The ambition of the senior IPS officers to occupy posts of importance is a major contributory factor to the politicisation. The appointment of subordinate police officers is in the hands of their seniors. When the seniors surrender their authority by complying with requests from politicians, corruption increases and the investigation of crime in sensitive cases are based not on facts and law but on the wishes and interests of the politician in power.
Proof of the politicisation of the Delhi Police was available when they refrained from prosecuting the BJP leaders who spewed venom on the anti-CAA protesters. Their threats came alive during the communal riots in northeast Delhi in February 2020, but the Delhi Police took no cognisance of the real cause of the riots! Instead, it concentrated on the young students, most of them women, who participated in the anti-CAA demonstrations!
The Delhi Police were well regarded nationally as a professionally competent force. They did a marvellous job of the investigation into the Nirbhaya rape and murder case. Their present chief was also well-spoken of as a competent officer. The Delhi Police have fallen victim to politicisation. They seem to be impotent when dealing with the political leadership.
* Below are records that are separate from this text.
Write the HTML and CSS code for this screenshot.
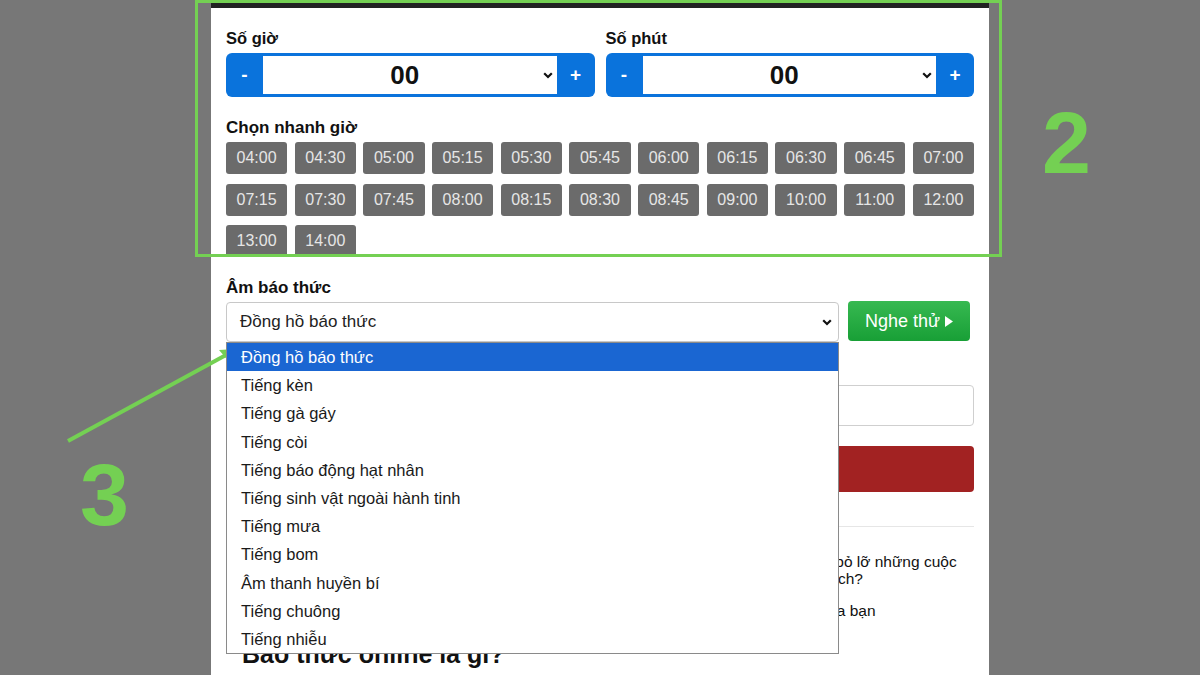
FILE: index.html
```html
<!DOCTYPE html>
<html lang="vi">
<head>
<meta charset="utf-8">
<title>Báo thức online</title>
<link rel="stylesheet" href="styles.css">
</head>
<body>
<main class="page">
  <section class="timer">
    <div class="pickers">
      <div class="picker">
        <div class="label">Số giờ</div>
        <div class="spinner">
          <button class="step">-</button>
          <div class="value"><span class="num">00</span><svg class="chev" width="10" height="7" viewBox="0 0 10 7"><path d="M1.2 1.2 L5 5 L8.8 1.2" fill="none" stroke="#111" stroke-width="2.2"/></svg></div>
          <button class="step">+</button>
        </div>
      </div>
      <div class="picker">
        <div class="label">Số phút</div>
        <div class="spinner">
          <button class="step">-</button>
          <div class="value"><span class="num">00</span><svg class="chev" width="10" height="7" viewBox="0 0 10 7"><path d="M1.2 1.2 L5 5 L8.8 1.2" fill="none" stroke="#111" stroke-width="2.2"/></svg></div>
          <button class="step">+</button>
        </div>
      </div>
    </div>
    <div class="label quick-label">Chọn nhanh giờ</div>
    <div class="quick">
      <button class="time">04:00</button>
      <button class="time">04:30</button>
      <button class="time">05:00</button>
      <button class="time">05:15</button>
      <button class="time">05:30</button>
      <button class="time">05:45</button>
      <button class="time">06:00</button>
      <button class="time">06:15</button>
      <button class="time">06:30</button>
      <button class="time">06:45</button>
      <button class="time">07:00</button>
      <button class="time">07:15</button>
      <button class="time">07:30</button>
      <button class="time">07:45</button>
      <button class="time">08:00</button>
      <button class="time">08:15</button>
      <button class="time">08:30</button>
      <button class="time">08:45</button>
      <button class="time">09:00</button>
      <button class="time">10:00</button>
      <button class="time">11:00</button>
      <button class="time">12:00</button>
      <button class="time">13:00</button>
      <button class="time">14:00</button>
    </div>
  </section>

  <section class="sound">
    <div class="label sound-label">Âm báo thức</div>
    <div class="sound-row">
      <div class="select-wrap">
        <div class="select"><span class="select-text">Đồng hồ báo thức</span><svg class="chev" width="10" height="7" viewBox="0 0 10 7"><path d="M1.2 1.2 L5 5 L8.8 1.2" fill="none" stroke="#111" stroke-width="2.2"/></svg></div>
        <ul class="options">
          <li class="opt active">Đồng hồ báo thức</li>
          <li class="opt">Tiếng kèn</li>
          <li class="opt">Tiếng gà gáy</li>
          <li class="opt">Tiếng còi</li>
          <li class="opt">Tiếng báo động hạt nhân</li>
          <li class="opt">Tiếng sinh vật ngoài hành tinh</li>
          <li class="opt">Tiếng mưa</li>
          <li class="opt">Tiếng bom</li>
          <li class="opt">Âm thanh huyền bí</li>
          <li class="opt">Tiếng chuông</li>
          <li class="opt">Tiếng nhiễu</li>
        </ul>
      </div>
      <button class="play">Nghe thử <svg class="tri" width="8" height="11" viewBox="0 0 8 11"><path d="M0 0 L8 5.5 L0 11 Z" fill="#fff"/></svg></button>
    </div>
    <div class="label note-label">Ghi chú</div>
    <div class="input"></div>
    <button class="start">Bắt đầu báo thức</button>
  </section>

  <hr class="divider">

  <article class="info">
    <p>Bạn có thường xuyên ngủ quên vào buổi sáng hằng ngày, đi làm muộn hoặc thậm chí bỏ lỡ những cuộc hẹn quan trọng trong công việc chỉ bởi không có ai nhắc nhở bạn đúng lúc theo kế hoạch?</p>
    <p>Hãy để công cụ báo thức online miễn phí trở thành trợ thủ đắc lực, người nhắc nhở của bạn</p>
    <h2>Báo thức online là gì?</h2>
  </article>
</main>

<div class="frame"></div>
<div class="mark mark-2">2</div>
<div class="mark mark-3">3</div>
<svg class="arrow" width="1200" height="675" viewBox="0 0 1200 675">
  <line x1="68" y1="441" x2="226" y2="355" stroke="#74d053" stroke-width="4"/>
  <path d="M219 350 L235 349 L231 364 Z" fill="#74d053"/>
</svg>
</body>
</html>
```

FILE: styles.css
```css
* { box-sizing: border-box; }

html, body {
  margin: 0;
  padding: 0;
}

body {
  background: #777777;
  font-family: "Liberation Sans", Arial, sans-serif;
  color: #111;
  position: relative;
  height: 675px;
  overflow: hidden;
}

button {
  font-family: inherit;
  border: none;
  margin: 0;
  padding: 0;
  cursor: pointer;
}

.page {
  width: 778px;
  min-height: 675px;
  margin: 0 auto;
  background: #fff;
  border-top: 8px solid #222;
  padding: 21px 15px 0;
}

.label {
  font-size: 16.5px;
  font-weight: bold;
  line-height: 18px;
  margin-bottom: 6px;
  color: #111;
}

.pickers {
  display: grid;
  grid-template-columns: 1fr 1fr;
  column-gap: 11px;
}

.spinner {
  display: flex;
  height: 44px;
  background: #0a73dc;
  border-radius: 6px;
  padding: 3px 0;
}

.step {
  width: 37px;
  background: transparent;
  color: #fff;
  font-weight: bold;
  font-size: 19px;
  display: flex;
  align-items: center;
  justify-content: center;
}

.spinner .step:last-child {
  width: 38px;
}

.value {
  flex: 1;
  background: #fff;
  display: flex;
  align-items: center;
  padding-left: 4px;
  padding-right: 4px;
}

.num {
  flex: 1;
  text-align: center;
  font-size: 26px;
  font-weight: bold;
  color: #111;
}

.chev {
  display: block;
  flex: none;
}

.quick-label {
  font-size: 17px;
  margin-top: 22px;
  margin-bottom: 5px;
}

.quick {
  display: grid;
  grid-template-columns: repeat(11, 1fr);
  column-gap: 7.5px;
  row-gap: 9.5px;
}

.time {
  height: 32px;
  background: #6b6b6b;
  color: #e6e6e6;
  font-size: 16px;
  border-radius: 3px;
}

.sound-label {
  font-size: 17px;
  margin-top: 22px;
  margin-bottom: 5px;
}

.sound-row {
  display: flex;
  gap: 9px;
  align-items: flex-start;
}

.select-wrap {
  flex: 0 0 613px;
  position: relative;
}

.select {
  height: 40px;
  border: 1px solid #c8c8c8;
  border-radius: 4px;
  display: flex;
  align-items: center;
  padding: 0 6px 0 13px;
  font-size: 17px;
  color: #222;
}

.select-text {
  flex: 1;
}

.options {
  position: absolute;
  left: 0;
  top: 100%;
  width: 613px;
  margin: 0;
  padding: 0;
  list-style: none;
  background: #fff;
  border: 1px solid #8a8a8a;
  z-index: 5;
}

.opt {
  height: 28.2px;
  line-height: 28.2px;
  padding-left: 14px;
  font-size: 16.5px;
  color: #1a1a1a;
}

.opt.active {
  background: #1a66d2;
  color: #fff;
}

.play {
  width: 122px;
  height: 40px;
  margin-top: -1px;
  border-radius: 4px;
  background: linear-gradient(#37b951, #189f36);
  color: #fff;
  font-size: 18px;
  display: flex;
  align-items: center;
  justify-content: center;
  gap: 5px;
}

.tri {
  display: block;
}

.note-label {
  font-size: 16px;
  margin-top: 18px;
  margin-bottom: 7px;
}

.input {
  height: 41px;
  border: 1px solid #cfcfcf;
  border-radius: 4px;
}

.start {
  display: block;
  width: 100%;
  height: 46px;
  margin-top: 20px;
  background: #a22222;
  color: #fff;
  font-size: 18px;
  border-radius: 4px;
}

.divider {
  border: none;
  border-top: 1px solid #e6e6e6;
  margin: 34px 0 0;
}

.info {
  padding-left: 16px;
}

.info p {
  font-size: 15.5px;
  line-height: 17px;
  margin: 15px 0 0;
  color: #111;
}

.info p:first-child {
  margin-top: 26px;
}

.info h2 {
  font-size: 25px;
  line-height: 30px;
  margin: 20px 0 0;
  color: #111;
}

/* annotation overlays */
.frame {
  position: absolute;
  left: 195px;
  top: 0;
  width: 807px;
  height: 257px;
  border: 3px solid #74d053;
  pointer-events: none;
}

.mark {
  position: absolute;
  font-family: "Liberation Sans", Arial, sans-serif;
  font-weight: bold;
  font-size: 88px;
  line-height: 88px;
  color: #74d053;
}

.mark-2 {
  left: 1042px;
  top: 99px;
}

.mark-3 {
  left: 80px;
  top: 451px;
}

.arrow {
  position: absolute;
  left: 0;
  top: 0;
  pointer-events: none;
}
```
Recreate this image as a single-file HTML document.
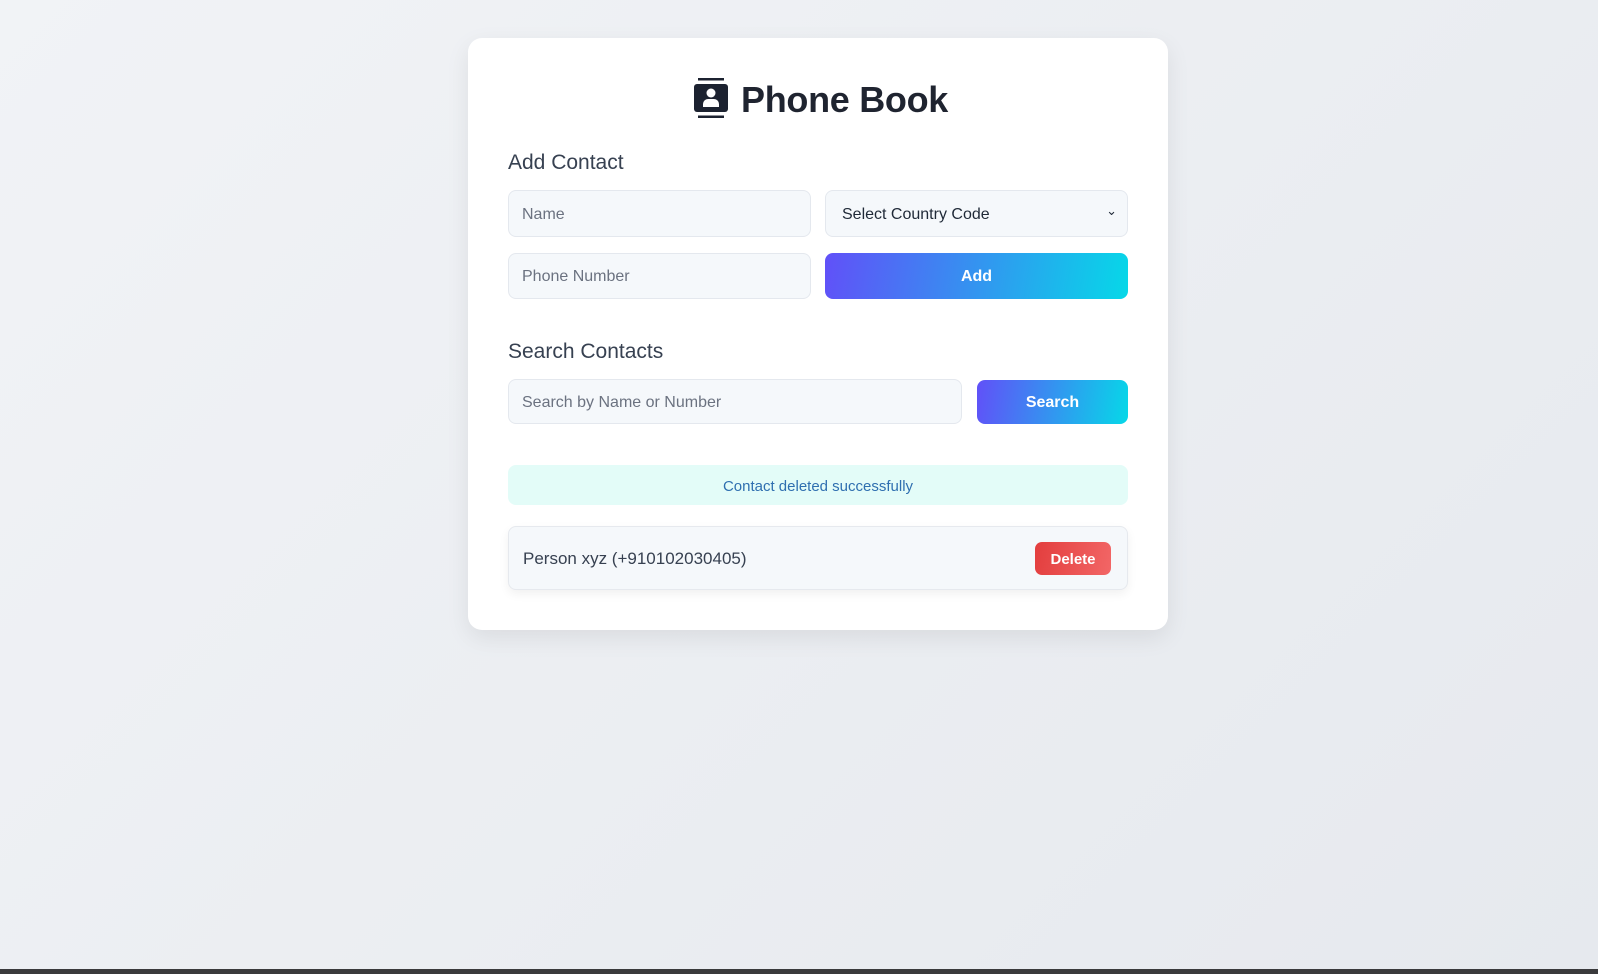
<!DOCTYPE html>
<html><head><meta charset="utf-8"><style>
*{box-sizing:border-box;margin:0;padding:0}
body{width:1598px;height:974px;overflow:hidden;background:linear-gradient(135deg,#f1f3f6,#e6e9ee);font-family:"Liberation Sans",sans-serif;position:relative}
.card{position:absolute;left:468px;top:38px;width:700px;height:592px;background:#fff;border-radius:14px;box-shadow:0 8px 24px rgba(0,0,0,.08)}
.abs{position:absolute}
h2{position:absolute;font-size:21px;font-weight:normal;color:#374151}
.inp{position:absolute;background:#f5f8fb;border:1.5px solid #e4e8ee;border-radius:8px;font-size:16px;color:#6b7280;padding-left:13px;padding-top:2px;display:flex;align-items:center}
.btn{position:absolute;border-radius:8px;background:linear-gradient(100deg,#6150f8,#06d8e8);color:#fff;font-weight:bold;font-size:16px;padding-top:2px;display:flex;align-items:center;justify-content:center}
</style></head><body>
<div class="card"></div>
<svg class="abs" style="left:694px;top:77px" width="36" height="42" viewBox="0 0 36 42">
<rect x="4" y="1" width="26" height="2.5" fill="#1c2230"/>
<rect x="0" y="7" width="34" height="28" rx="3" fill="#1c2230"/>
<rect x="4" y="38.5" width="26" height="2.5" fill="#1c2230"/>
<circle cx="17" cy="16" r="4.5" fill="#fff"/>
<path d="M9 30v-3a5 5 0 0 1 5-5h6a5 5 0 0 1 5 5v3z" fill="#fff"/>
</svg>
<div class="abs" style="left:741px;top:79px;font-size:36px;font-weight:bold;color:#1f2430;letter-spacing:-0.3px">Phone Book</div>
<h2 style="left:508px;top:151px">Add Contact</h2>
<div class="inp" style="left:508px;top:190px;width:303px;height:47px">Name</div>
<div class="inp" style="left:825px;top:190px;width:303px;height:47px;color:#1f2937;padding-left:16px">Select Country Code<span style="position:absolute;right:10px;top:12px;font-size:13px">&#x2304;</span></div>
<div class="inp" style="left:508px;top:253px;width:303px;height:46px">Phone Number</div>
<div class="btn" style="left:825px;top:253px;width:303px;height:46px">Add</div>
<h2 style="left:508px;top:340px">Search Contacts</h2>
<div class="inp" style="left:508px;top:379px;width:454px;height:45px">Search by Name or Number</div>
<div class="btn" style="left:977px;top:380px;width:151px;height:44px">Search</div>
<div class="abs" style="left:508px;top:465px;width:620px;height:40px;background:#e3fcf8;border-radius:8px;color:#2f6fb0;font-size:15px;padding-top:2px;display:flex;align-items:center;justify-content:center">Contact deleted successfully</div>
<div class="abs" style="left:508px;top:526px;width:620px;height:64px;background:#f5f8fb;border:1.5px solid #e6e9ee;border-radius:8px;box-shadow:0 4px 10px rgba(0,0,0,.06)"></div>
<div class="abs" style="left:523px;top:549px;font-size:17px;color:#374151">Person xyz (+910102030405)</div>
<div class="abs" style="left:1035px;top:542px;width:76px;height:33px;border-radius:7px;background:linear-gradient(100deg,#e33e3e,#f26666);color:#fff;font-weight:bold;font-size:15px;padding-top:1px;display:flex;align-items:center;justify-content:center">Delete</div>
<div class="abs" style="left:0;top:969px;width:1598px;height:5px;background:#3a3a3c"></div>
</body></html>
The long-term consequences of this runaway decline will be felt in future years.
The politicisation process has been more marked in Delhi’s neighbouring state of UP. The Adityanath government started off by summarily executing a number of criminals, mostly small-time, to the great delight of the middle-class. But the atmosphere of criminality continued to flourish, leading to the ambush and massacre of a police party, especially deputed to arrest a notorious gangster who had continued his depredations despite the fear generated by the police assuming the role of judge and executioner. Finally, the UP police were compelled to deal with the gangster through the very methods they used to despatch the small fry!
Presently, the UP police are busy rounding up Muslim bridegrooms who dare to tie the knot with Hindu girls, an event that is intensely distasteful to the Hindu Right. This, in spite of the views of the Allahabad High Court and assorted High Courts outside UP. The police top brass are too timid to advise the Chief Minister, a man averse to such marriages, that falling in love is a normal manifestation of human longing and desire.
In Maharashtra, my home state, where I was born, lived, worked, the bad blood between the BJP and the Shiv Sena after their divorce, has spawned a comedy that soon descended into a tragedy. A budding actor had committed suicide. He was a Rajput from Bihar. A foolish calculation that a love affair gone awry could influence the course of elections to be held shortly in Bihar prompted the government at the Centre to send in its shock troops, the ED, the CBI, the NCB, to embarrass the Sena chief and his young unmarried minister son. The plan boomeranged when no charge could hold! A young, struggling actress, a live-in partner of the dead actor when he was alive, was sacrificed as a pawn with the help of an obliging TV anchor.
The Sena leaders, in retaliation, got the local police to resurrect an old suicide case where the deceased had named the same TV anchor as responsible for his (the deceased’s) decision to take his own life! Political one-upmanship led the police on a path it should have feared to tread. But tread it did because of the politicisation which we are discussing.
Instances of harm caused by the politicisation were apparent in the police handling of the Delhi riots of 1984 and the Gujarat riots of 2002. The investigations into the 2020 Delhi riots are headed in the same direction!
The police are trained to enforce the law impartially but that rarely happens. Politicisation of the police in India has crossed all boundaries. If not checked, it will spell doom for good governance and the country’s prestige in the world.